**AIM OF THE EXERCISE:** Find each line in the following listing that has the string "styles", then state the count and nothing else.
---------- STORED DATA ----------
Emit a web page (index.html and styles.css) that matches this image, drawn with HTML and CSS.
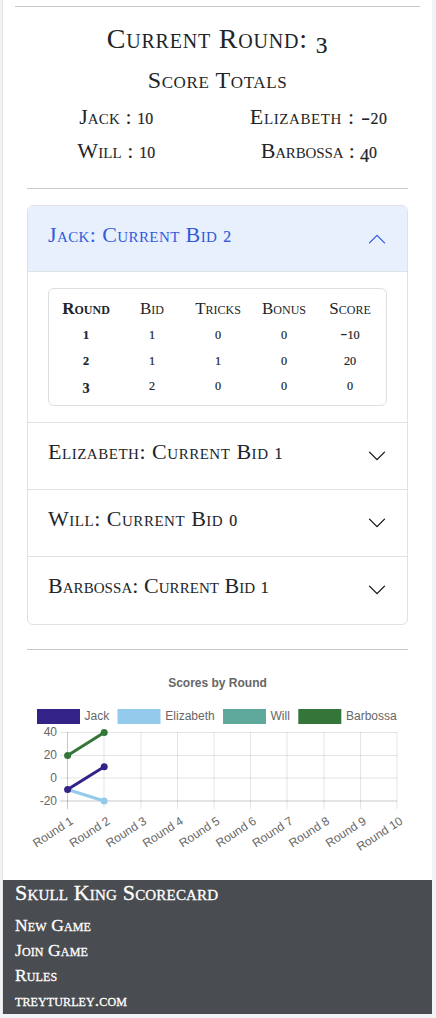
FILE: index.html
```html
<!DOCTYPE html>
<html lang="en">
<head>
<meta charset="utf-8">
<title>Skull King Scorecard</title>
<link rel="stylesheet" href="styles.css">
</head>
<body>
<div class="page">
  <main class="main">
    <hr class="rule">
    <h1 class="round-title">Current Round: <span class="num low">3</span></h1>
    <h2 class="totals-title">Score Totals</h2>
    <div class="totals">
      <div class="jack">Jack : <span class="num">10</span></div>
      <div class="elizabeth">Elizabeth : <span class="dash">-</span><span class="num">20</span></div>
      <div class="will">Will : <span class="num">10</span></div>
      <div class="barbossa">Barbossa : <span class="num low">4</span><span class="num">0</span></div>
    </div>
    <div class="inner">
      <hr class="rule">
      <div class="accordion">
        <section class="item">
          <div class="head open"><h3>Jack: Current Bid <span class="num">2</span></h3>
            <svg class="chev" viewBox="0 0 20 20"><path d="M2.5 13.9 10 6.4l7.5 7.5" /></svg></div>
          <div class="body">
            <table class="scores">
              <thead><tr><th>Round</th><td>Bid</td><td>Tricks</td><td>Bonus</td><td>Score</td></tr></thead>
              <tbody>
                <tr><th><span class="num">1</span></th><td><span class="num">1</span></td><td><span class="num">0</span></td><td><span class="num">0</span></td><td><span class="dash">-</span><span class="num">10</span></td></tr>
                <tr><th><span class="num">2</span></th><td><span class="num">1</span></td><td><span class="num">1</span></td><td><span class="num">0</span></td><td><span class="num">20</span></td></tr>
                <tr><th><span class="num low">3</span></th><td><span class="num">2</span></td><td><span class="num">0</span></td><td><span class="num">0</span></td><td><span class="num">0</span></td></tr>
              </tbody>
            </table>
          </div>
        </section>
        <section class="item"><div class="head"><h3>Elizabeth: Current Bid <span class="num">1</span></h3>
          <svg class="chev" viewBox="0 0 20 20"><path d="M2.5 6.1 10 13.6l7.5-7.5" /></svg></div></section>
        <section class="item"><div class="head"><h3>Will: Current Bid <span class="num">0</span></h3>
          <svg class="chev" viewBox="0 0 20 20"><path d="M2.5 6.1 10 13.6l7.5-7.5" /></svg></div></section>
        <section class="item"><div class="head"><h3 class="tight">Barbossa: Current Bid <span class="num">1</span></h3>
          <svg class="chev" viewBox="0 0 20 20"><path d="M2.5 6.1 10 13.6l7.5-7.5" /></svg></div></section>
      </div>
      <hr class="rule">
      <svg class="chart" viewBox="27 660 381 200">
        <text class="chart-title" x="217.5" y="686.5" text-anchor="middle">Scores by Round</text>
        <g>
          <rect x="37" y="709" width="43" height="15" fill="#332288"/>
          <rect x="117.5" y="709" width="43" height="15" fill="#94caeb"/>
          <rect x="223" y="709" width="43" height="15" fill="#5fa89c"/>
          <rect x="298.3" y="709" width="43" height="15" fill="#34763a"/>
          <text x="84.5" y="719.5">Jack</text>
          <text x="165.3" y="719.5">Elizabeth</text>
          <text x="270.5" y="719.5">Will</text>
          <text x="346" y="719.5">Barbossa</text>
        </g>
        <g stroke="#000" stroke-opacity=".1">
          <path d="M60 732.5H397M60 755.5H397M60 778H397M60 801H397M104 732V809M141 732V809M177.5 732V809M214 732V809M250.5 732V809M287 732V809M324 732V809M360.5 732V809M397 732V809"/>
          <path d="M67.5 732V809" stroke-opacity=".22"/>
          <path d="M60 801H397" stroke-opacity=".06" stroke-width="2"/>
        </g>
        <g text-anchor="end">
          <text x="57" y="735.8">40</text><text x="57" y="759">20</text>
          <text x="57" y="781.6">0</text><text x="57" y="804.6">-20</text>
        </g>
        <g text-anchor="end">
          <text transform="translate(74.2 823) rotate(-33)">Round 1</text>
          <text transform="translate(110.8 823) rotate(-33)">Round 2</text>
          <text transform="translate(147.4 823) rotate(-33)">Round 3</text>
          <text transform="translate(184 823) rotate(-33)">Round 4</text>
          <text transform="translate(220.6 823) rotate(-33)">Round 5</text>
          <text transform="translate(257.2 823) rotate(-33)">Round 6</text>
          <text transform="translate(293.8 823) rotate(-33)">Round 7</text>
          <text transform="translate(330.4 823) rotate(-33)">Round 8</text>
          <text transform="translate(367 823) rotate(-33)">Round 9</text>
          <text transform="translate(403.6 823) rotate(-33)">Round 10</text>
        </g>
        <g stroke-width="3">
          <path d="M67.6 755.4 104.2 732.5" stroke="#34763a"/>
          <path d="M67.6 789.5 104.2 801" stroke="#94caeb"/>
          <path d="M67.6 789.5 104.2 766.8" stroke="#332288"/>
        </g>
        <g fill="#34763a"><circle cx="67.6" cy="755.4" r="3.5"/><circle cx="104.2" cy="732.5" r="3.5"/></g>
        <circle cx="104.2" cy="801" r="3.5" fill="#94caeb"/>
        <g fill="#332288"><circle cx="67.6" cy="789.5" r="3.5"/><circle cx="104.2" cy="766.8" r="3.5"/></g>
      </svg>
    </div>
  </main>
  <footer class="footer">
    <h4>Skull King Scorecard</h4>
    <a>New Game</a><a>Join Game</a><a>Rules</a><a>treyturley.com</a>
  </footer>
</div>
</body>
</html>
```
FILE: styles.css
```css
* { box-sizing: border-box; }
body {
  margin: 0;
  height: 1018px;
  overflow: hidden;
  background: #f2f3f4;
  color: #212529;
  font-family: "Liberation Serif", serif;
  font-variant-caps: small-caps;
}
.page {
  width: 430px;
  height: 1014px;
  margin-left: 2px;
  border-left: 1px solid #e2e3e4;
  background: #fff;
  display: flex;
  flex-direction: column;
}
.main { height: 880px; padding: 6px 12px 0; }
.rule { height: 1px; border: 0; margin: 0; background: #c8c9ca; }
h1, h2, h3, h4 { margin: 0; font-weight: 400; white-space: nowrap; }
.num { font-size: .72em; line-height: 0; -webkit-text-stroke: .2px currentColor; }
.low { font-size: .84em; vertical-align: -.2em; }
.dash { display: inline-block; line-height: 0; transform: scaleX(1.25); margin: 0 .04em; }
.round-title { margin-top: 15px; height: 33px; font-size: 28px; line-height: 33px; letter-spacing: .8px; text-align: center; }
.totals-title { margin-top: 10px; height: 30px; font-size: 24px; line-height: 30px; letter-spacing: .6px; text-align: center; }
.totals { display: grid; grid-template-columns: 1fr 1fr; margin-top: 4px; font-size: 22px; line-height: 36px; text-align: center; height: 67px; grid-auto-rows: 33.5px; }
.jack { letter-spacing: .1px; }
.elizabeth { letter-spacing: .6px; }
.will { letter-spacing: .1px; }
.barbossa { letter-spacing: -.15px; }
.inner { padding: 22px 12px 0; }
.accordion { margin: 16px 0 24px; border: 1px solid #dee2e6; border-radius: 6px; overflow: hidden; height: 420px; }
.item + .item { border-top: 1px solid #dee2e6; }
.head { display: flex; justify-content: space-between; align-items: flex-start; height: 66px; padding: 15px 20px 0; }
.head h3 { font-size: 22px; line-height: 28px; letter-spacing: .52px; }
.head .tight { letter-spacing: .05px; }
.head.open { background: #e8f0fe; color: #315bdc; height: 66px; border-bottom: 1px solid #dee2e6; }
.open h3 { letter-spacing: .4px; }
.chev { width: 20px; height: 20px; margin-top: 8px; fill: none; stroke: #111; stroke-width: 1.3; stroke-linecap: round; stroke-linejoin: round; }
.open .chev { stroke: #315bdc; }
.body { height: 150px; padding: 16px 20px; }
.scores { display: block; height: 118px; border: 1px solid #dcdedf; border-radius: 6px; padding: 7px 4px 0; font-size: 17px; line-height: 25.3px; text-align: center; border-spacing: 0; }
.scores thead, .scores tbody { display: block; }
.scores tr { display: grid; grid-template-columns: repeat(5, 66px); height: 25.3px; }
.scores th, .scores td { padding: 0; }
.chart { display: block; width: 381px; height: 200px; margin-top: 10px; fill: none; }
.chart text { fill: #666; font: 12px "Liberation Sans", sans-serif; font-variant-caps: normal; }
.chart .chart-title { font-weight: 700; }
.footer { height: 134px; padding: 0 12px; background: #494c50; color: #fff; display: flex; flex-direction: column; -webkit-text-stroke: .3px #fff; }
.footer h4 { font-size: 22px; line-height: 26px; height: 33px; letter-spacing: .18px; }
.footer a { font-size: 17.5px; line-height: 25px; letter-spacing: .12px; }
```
----------
**RESPONSE TO THIS EXERCISE:** 3